→ **Required task**
Your task is to print all of the data word for word.

→ **Data segment**
'''

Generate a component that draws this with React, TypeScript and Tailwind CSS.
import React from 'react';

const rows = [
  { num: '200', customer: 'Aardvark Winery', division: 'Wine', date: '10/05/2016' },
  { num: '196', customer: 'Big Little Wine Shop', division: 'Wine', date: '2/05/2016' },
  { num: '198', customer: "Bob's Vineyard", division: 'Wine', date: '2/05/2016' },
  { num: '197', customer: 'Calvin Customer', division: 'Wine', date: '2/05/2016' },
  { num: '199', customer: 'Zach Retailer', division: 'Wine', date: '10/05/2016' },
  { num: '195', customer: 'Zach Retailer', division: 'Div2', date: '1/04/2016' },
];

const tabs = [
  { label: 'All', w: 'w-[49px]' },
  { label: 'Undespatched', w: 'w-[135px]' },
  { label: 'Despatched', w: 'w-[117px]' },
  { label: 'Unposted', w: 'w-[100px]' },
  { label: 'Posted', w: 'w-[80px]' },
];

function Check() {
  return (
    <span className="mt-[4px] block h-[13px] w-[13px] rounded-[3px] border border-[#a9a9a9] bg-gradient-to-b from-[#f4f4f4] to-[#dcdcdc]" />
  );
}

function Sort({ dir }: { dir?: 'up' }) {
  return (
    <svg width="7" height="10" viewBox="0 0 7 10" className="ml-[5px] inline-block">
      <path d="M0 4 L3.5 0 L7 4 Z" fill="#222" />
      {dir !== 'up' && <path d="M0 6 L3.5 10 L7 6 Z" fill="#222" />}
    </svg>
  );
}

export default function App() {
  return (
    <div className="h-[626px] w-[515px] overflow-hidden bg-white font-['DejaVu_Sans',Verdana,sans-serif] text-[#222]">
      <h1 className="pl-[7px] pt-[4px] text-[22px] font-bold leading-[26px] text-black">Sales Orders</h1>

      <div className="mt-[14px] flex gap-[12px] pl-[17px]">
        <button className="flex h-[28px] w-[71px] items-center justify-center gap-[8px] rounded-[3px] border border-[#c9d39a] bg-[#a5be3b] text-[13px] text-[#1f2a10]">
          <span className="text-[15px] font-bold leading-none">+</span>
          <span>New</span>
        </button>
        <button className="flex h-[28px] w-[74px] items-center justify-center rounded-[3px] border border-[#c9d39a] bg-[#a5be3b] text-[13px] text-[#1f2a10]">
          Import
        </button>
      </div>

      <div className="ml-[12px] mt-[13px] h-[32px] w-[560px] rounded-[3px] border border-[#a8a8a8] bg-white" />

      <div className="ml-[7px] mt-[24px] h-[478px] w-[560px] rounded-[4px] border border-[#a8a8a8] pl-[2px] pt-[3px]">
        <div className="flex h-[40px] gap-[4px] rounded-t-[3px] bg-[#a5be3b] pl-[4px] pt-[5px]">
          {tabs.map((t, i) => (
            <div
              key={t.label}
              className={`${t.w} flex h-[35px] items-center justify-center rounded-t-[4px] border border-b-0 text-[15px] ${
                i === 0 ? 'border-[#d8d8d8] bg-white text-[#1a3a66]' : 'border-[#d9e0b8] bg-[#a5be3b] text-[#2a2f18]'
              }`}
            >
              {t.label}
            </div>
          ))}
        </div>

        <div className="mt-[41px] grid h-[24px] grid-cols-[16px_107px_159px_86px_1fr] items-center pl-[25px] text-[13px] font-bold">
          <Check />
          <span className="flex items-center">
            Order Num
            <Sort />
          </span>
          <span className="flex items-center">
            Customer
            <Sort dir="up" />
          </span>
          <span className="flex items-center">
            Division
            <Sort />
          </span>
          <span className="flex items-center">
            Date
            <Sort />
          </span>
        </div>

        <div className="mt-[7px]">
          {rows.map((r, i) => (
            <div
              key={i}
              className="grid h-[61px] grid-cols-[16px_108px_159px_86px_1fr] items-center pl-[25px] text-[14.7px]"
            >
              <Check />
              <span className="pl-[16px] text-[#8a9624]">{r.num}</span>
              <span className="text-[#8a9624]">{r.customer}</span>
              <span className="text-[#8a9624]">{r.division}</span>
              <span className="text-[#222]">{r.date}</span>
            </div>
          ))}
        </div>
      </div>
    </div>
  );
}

'''

→ **Task output**
Generate a component that draws this with React, TypeScript and Tailwind CSS.
import React from 'react';

const rows = [
  { num: '200', customer: 'Aardvark Winery', division: 'Wine', date: '10/05/2016' },
  { num: '196', customer: 'Big Little Wine Shop', division: 'Wine', date: '2/05/2016' },
  { num: '198', customer: "Bob's Vineyard", division: 'Wine', date: '2/05/2016' },
  { num: '197', customer: 'Calvin Customer', division: 'Wine', date: '2/05/2016' },
  { num: '199', customer: 'Zach Retailer', division: 'Wine', date: '10/05/2016' },
  { num: '195', customer: 'Zach Retailer', division: 'Div2', date: '1/04/2016' },
];

const tabs = [
  { label: 'All', w: 'w-[49px]' },
  { label: 'Undespatched', w: 'w-[135px]' },
  { label: 'Despatched', w: 'w-[117px]' },
  { label: 'Unposted', w: 'w-[100px]' },
  { label: 'Posted', w: 'w-[80px]' },
];

function Check() {
  return (
    <span className="mt-[4px] block h-[13px] w-[13px] rounded-[3px] border border-[#a9a9a9] bg-gradient-to-b from-[#f4f4f4] to-[#dcdcdc]" />
  );
}

function Sort({ dir }: { dir?: 'up' }) {
  return (
    <svg width="7" height="10" viewBox="0 0 7 10" className="ml-[5px] inline-block">
      <path d="M0 4 L3.5 0 L7 4 Z" fill="#222" />
      {dir !== 'up' && <path d="M0 6 L3.5 10 L7 6 Z" fill="#222" />}
    </svg>
  );
}

export default function App() {
  return (
    <div className="h-[626px] w-[515px] overflow-hidden bg-white font-['DejaVu_Sans',Verdana,sans-serif] text-[#222]">
      <h1 className="pl-[7px] pt-[4px] text-[22px] font-bold leading-[26px] text-black">Sales Orders</h1>

      <div className="mt-[14px] flex gap-[12px] pl-[17px]">
        <button className="flex h-[28px] w-[71px] items-center justify-center gap-[8px] rounded-[3px] border border-[#c9d39a] bg-[#a5be3b] text-[13px] text-[#1f2a10]">
          <span className="text-[15px] font-bold leading-none">+</span>
          <span>New</span>
        </button>
        <button className="flex h-[28px] w-[74px] items-center justify-center rounded-[3px] border border-[#c9d39a] bg-[#a5be3b] text-[13px] text-[#1f2a10]">
          Import
        </button>
      </div>

      <div className="ml-[12px] mt-[13px] h-[32px] w-[560px] rounded-[3px] border border-[#a8a8a8] bg-white" />

      <div className="ml-[7px] mt-[24px] h-[478px] w-[560px] rounded-[4px] border border-[#a8a8a8] pl-[2px] pt-[3px]">
        <div className="flex h-[40px] gap-[4px] rounded-t-[3px] bg-[#a5be3b] pl-[4px] pt-[5px]">
          {tabs.map((t, i) => (
            <div
              key={t.label}
              className={`${t.w} flex h-[35px] items-center justify-center rounded-t-[4px] border border-b-0 text-[15px] ${
                i === 0 ? 'border-[#d8d8d8] bg-white text-[#1a3a66]' : 'border-[#d9e0b8] bg-[#a5be3b] text-[#2a2f18]'
              }`}
            >
              {t.label}
            </div>
          ))}
        </div>

        <div className="mt-[41px] grid h-[24px] grid-cols-[16px_107px_159px_86px_1fr] items-center pl-[25px] text-[13px] font-bold">
          <Check />
          <span className="flex items-center">
            Order Num
            <Sort />
          </span>
          <span className="flex items-center">
            Customer
            <Sort dir="up" />
          </span>
          <span className="flex items-center">
            Division
            <Sort />
          </span>
          <span className="flex items-center">
            Date
            <Sort />
          </span>
        </div>

        <div className="mt-[7px]">
          {rows.map((r, i) => (
            <div
              key={i}
              className="grid h-[61px] grid-cols-[16px_108px_159px_86px_1fr] items-center pl-[25px] text-[14.7px]"
            >
              <Check />
              <span className="pl-[16px] text-[#8a9624]">{r.num}</span>
              <span className="text-[#8a9624]">{r.customer}</span>
              <span className="text-[#8a9624]">{r.division}</span>
              <span className="text-[#222]">{r.date}</span>
            </div>
          ))}
        </div>
      </div>
    </div>
  );
}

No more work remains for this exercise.